Donovan’s clay works involve the same psychologically charged but ambiguous figures with dubious physiological qualities that feature in his paintings. Rendering them in clay doesn’t decrease the sense of humor or despair, resilience or resignation, emotional bliss or turbulence or contemplation or mental absence they invoke. In fact, his clay pieces often involve the same figures as in his paintings. The figures in Thread Counting, Reflection In A Toaster and several other sculptures inhabited Donovan’s paintings and drawings well before he created them in clay. Other clay figures, like his heads with architectural structures on top, are new additions to his cast of characters.

Working in 3-D actually has reinforced how Donovan works in flat space, painting, though he had hoped otherwise. “It’s possible that in the future I might consider the painting surface more as an opportunity for pure color as opposed to the strong form aspect – that is, to it being so sculptural – and that I might just discard form and make it all about color and texture. When I look at other artists’ work, abstract, non-figurative, non-objective paintings are more interesting to me than figurative work.”

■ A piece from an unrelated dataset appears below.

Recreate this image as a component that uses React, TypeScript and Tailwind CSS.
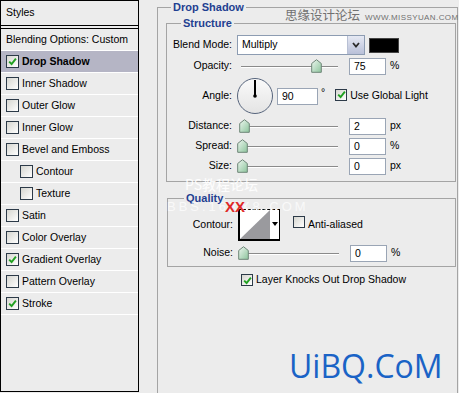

At age 52, with a job, a studio and gallery representation, Donovan still doesn’t think his mode of production is fully set. “The way I see my situation at this point is that I feel that I have gone beyond the awkward teenage years but that it’s not yet clear to me what the next stage is going to be. I feel there is a sense of ripeness, that it’s not going to decline and rot from here on, but that there will be more, even though I am not sure yet what that will be.”